> Stated problem
Copy out each line of the listing that has the word "React" in it.
++++ Dataset extract ++++
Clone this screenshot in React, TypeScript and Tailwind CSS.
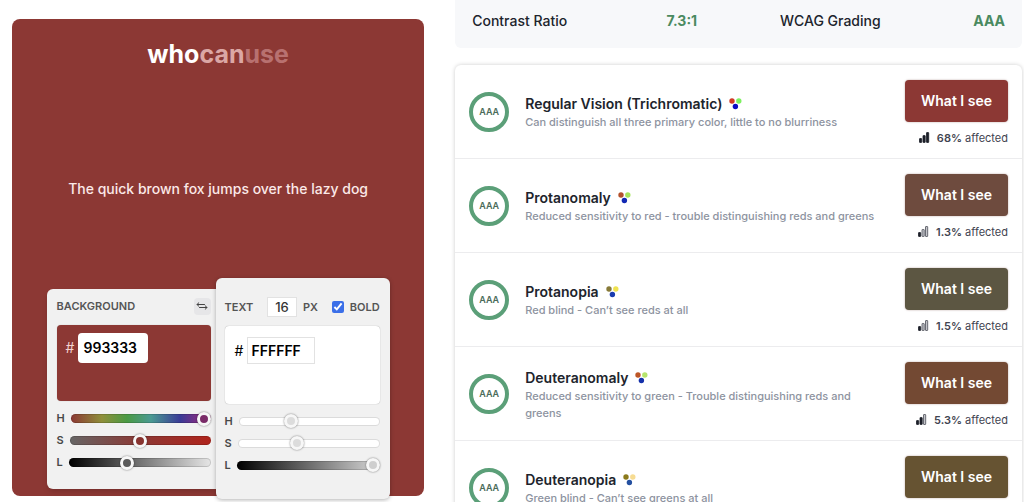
import React, { useState } from 'react';

type Vision = {
  name: string;
  description: string;
  color: string;
  dots: [string, string, string];
  affected: string;
  bars: number;
};

const visions: Vision[] = [
  { name: 'Regular Vision (Trichromatic)', description: 'Can distinguish all three primary color, little to no blurriness', color: 'bg-[#8c3834]', dots: ['#d13a26', '#7df060', '#0a0ac4'], affected: '68%', bars: 3 },
  { name: 'Protanomaly', description: 'Reduced sensitivity to red - trouble distinguishing reds and greens', color: 'bg-[#6e4b3e]', dots: ['#b3512c', '#a6e45c', '#1228b4'], affected: '1.3%', bars: 1 },
  { name: 'Protanopia', description: 'Red blind - Can’t see reds at all', color: 'bg-[#5c5642]', dots: ['#877a38', '#efe250', '#1a3cae'], affected: '1.5%', bars: 1 },
  { name: 'Deuteranomaly', description: 'Reduced sensitivity to green - Trouble distinguishing reds and greens', color: 'bg-[#734933]', dots: ['#bd5626', '#b6e46c', '#1430aa'], affected: '5.3%', bars: 2 },
  { name: 'Deuteranopia', description: 'Green blind - Can’t see greens at all', color: 'bg-[#665332]', dots: ['#8b7a1c', '#f7dc92', '#2450a0'], affected: '1.2%', bars: 1 },
];

const backgroundSliders = [
  { label: 'H', value: 100, track: 'bg-[linear-gradient(90deg,#8c3834,#8f8f3a_22%,#4a9a44_40%,#4a9a92_57%,#3a3a96_78%,#7a2f86_90%,#8a2f6a)]', thumb: '[&::-webkit-slider-thumb]:bg-[#7a2b68]' },
  { label: 'S', value: 50, track: 'bg-[linear-gradient(90deg,#666666,#8c3834_50%,#b0241c)]', thumb: '[&::-webkit-slider-thumb]:bg-[#87332f]' },
  { label: 'L', value: 40, track: 'bg-[linear-gradient(90deg,#000000,#e6e6e6)]', thumb: '[&::-webkit-slider-thumb]:bg-[#5a5a5a]' },
];

const textSliders = [
  { label: 'H', value: 36, track: 'bg-white', thumb: '[&::-webkit-slider-thumb]:bg-[#dcdcdc]' },
  { label: 'S', value: 41, track: 'bg-white', thumb: '[&::-webkit-slider-thumb]:bg-[#dcdcdc]' },
  { label: 'L', value: 100, track: 'bg-[linear-gradient(90deg,#000000,#d8d8d8)]', thumb: '[&::-webkit-slider-thumb]:bg-[#cfcfcf]' },
];

function Slider({ name, label, value, track, thumb }: { name: string; label: string; value: number; track: string; thumb: string }) {
  const id = `${name}-${label}`;
  return (
    <div className="flex h-[22px] items-center gap-1.5">
      <label htmlFor={id} className="text-[11px] font-semibold text-[#484848]">{label}</label>
      <input
        id={id}
        type="range"
        defaultValue={value}
        className={`h-[9px] min-w-0 flex-1 appearance-none rounded-full shadow-[inset_0_0_0_1px_rgba(0,0,0,0.14)] ${track} ${thumb} [&::-webkit-slider-thumb]:size-3.5 [&::-webkit-slider-thumb]:appearance-none [&::-webkit-slider-thumb]:rounded-full [&::-webkit-slider-thumb]:border-[3px] [&::-webkit-slider-thumb]:border-solid [&::-webkit-slider-thumb]:border-[#f7f7f7] [&::-webkit-slider-thumb]:shadow-[0_0_2px_rgba(0,0,0,0.55)]`}
      />
    </div>
  );
}

function ColorDots({ colors }: { colors: [string, string, string] }) {
  return (
    <svg width="13" height="12" viewBox="0 0 13 12" aria-hidden="true">
      <circle cx="3" cy="3" r="2.7" fill={colors[0]} />
      <circle cx="9.8" cy="3" r="2.7" fill={colors[1]} />
      <circle cx="6.4" cy="8.5" r="2.7" fill={colors[2]} />
    </svg>
  );
}

function Bars({ filled }: { filled: number }) {
  const bars = [
    { x: 0.5, h: 4 },
    { x: 4, h: 7 },
    { x: 7.5, h: 10 },
  ];
  return (
    <svg width="11" height="11" viewBox="0 0 11 11" aria-hidden="true">
      {bars.map((b, i) => (
        <rect key={b.x} x={b.x} y={10.5 - b.h} width="2.2" height={b.h} rx="0.4" fill={i < filled ? '#1c1f28' : '#c4c5ca'} stroke={i < filled ? '#1c1f28' : '#4b4e58'} strokeWidth="0.8" />
      ))}
    </svg>
  );
}

export default function App() {
  const [background, setBackground] = useState('993333');
  const [text, setText] = useState('FFFFFF');

  return (
    <div className="grid h-screen grid-cols-[8fr_11fr] gap-[31px] overflow-hidden bg-white pr-0.5 pl-3 font-['Inter','Liberation_Sans',sans-serif] text-[#20242c]">
      <section className="mt-[19px] mb-[6px] flex flex-col rounded-lg bg-[#8c3834]">
        <h1 className="mt-5 text-center text-[25px] leading-[30px] font-bold text-white">
          who<span className="text-[#dba7a5]">can</span><span className="text-[#b87170]">use</span>
        </h1>
        <p className="mt-[30px] flex flex-1 items-center justify-center text-sm font-medium text-[#fbe9e8]">
          The quick brown fox jumps over the lazy dog
        </p>

        <div className="-mb-[3px] flex items-center justify-center">
          <div className="w-[169px] rounded-l-md bg-[#f1f1f1] pt-[9px] pr-[5px] pb-[15px] pl-2.5 shadow-md">
            <div className="flex h-[17px] items-center justify-between">
              <h2 className="text-[11px] font-semibold text-[#555555]">BACKGROUND</h2>
              <button type="button" aria-label="Swap colors" className="flex size-[17px] items-center justify-center rounded-sm bg-[#e6e6e8]">
                <svg width="12" height="8" viewBox="0 0 12 8" fill="none" stroke="#444444" strokeWidth="1" strokeLinecap="round" strokeLinejoin="round" aria-hidden="true">
                  <path d="M8.5 2.5H1M2.8 0.8 1 2.5 2.8 4.2M3.5 5.5H11M9.2 3.8 11 5.5 9.2 7.2" />
                </svg>
              </button>
            </div>
            <div className="mt-2.5 mb-[7px] flex h-[76px] items-start gap-1 rounded-sm bg-[#8c3834] pt-2 pl-[9px] shadow-[0_0_1px_rgba(0,0,0,0.3)]">
              <label htmlFor="background-hex" className="text-sm leading-[30px] text-[#f3d3d1]">#</label>
              <input id="background-hex" value={background} onChange={e => setBackground(e.target.value)} className="h-[30px] w-[70px] rounded-sm bg-white px-[5px] text-sm font-semibold text-black" />
            </div>
            {backgroundSliders.map(s => <Slider key={s.label} name="background" {...s} />)}
          </div>

          <div className="w-[174px] rounded-md bg-[#f1f1f1] pt-[19px] pr-2.5 pb-[23px] pl-[9px] shadow-[0_1px_4px_rgba(0,0,0,0.3)]">
            <div className="flex h-5 items-center justify-between text-[11px] font-semibold text-[#555555]">
              <h2>TEXT</h2>
              <div className="flex items-center gap-1.5">
                <input id="font-size" defaultValue="16" className="h-5 w-[30px] border border-[#e2e2e2] bg-white text-center text-[13px] font-medium text-[#333333]" />
                <label htmlFor="font-size">PX</label>
              </div>
              <label className="flex items-center gap-1.5">
                <input type="checkbox" defaultChecked className="size-3 accent-[#3b6fe8]" />
                BOLD
              </label>
            </div>
            <div className="mt-[9px] mb-1.5 flex h-[78px] items-start gap-1 rounded-sm bg-white pt-[11px] pl-2.5 shadow-[0_0_1px_rgba(0,0,0,0.4)]">
              <label htmlFor="text-hex" className="text-sm leading-[27px] text-black">#</label>
              <input id="text-hex" value={text} onChange={e => setText(e.target.value)} className="h-[27px] w-[68px] border border-[#e2e2e2] bg-white px-[3px] text-sm font-semibold text-black" />
            </div>
            {textSliders.map(s => <Slider key={s.label} name="text" {...s} />)}
          </div>
        </div>
      </section>

      <main className="flex min-h-0 flex-col">
        <dl className="grid shrink-0 grid-cols-2 gap-[83px] rounded-b-md bg-[#f7f8fa] px-[17px] pt-[11px] pb-[17px] text-sm">
          <div className="flex justify-between">
            <dt className="font-medium">Contrast Ratio</dt>
            <dd className="font-bold text-[#4a8a60]">7.3:1</dd>
          </div>
          <div className="flex justify-between">
            <dt className="font-medium">WCAG Grading</dt>
            <dd className="font-bold text-[#4a8a60]">AAA</dd>
          </div>
        </dl>

        <ul className="mt-[17px] shrink-0 rounded-md bg-white shadow-[0_0_4px_rgba(0,0,0,0.2)]">
          {visions.map(v => (
            <li key={v.name} className="flex h-[94px] items-center gap-4 border-b border-[#ececee] px-3.5">
              <div className="flex size-10 shrink-0 items-center justify-center rounded-full border-4 border-[#5b9f78] text-[9px] font-semibold text-[#4b6b5a]">AAA</div>
              <div className="min-w-0 flex-1 pt-0.5 pr-1">
                <h3 className="flex items-center gap-[7px] text-sm leading-5 font-semibold">
                  {v.name}
                  <ColorDots colors={v.dots} />
                </h3>
                <p className="text-[11px] leading-[17px] font-medium text-[#8d93a0]">{v.description}</p>
              </div>
              <div className="flex shrink-0 flex-col items-end gap-2 pt-0.5">
                <button type="button" className={`h-[42px] w-[103px] rounded-sm text-sm font-semibold text-white shadow-[0_0_2px_rgba(80,20,10,0.4)] ${v.color}`}>What I see</button>
                <p className="flex items-center gap-[7px] text-[11px] leading-4 text-[#3f4450]">
                  <Bars filled={v.bars} />
                  <span><strong className="font-semibold">{v.affected}</strong> affected</span>
                </p>
              </div>
            </li>
          ))}
        </ul>
      </main>
    </div>
  );
}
++++
> Exercise response
Clone this screenshot in React, TypeScript and Tailwind CSS.
import React, { useState } from 'react';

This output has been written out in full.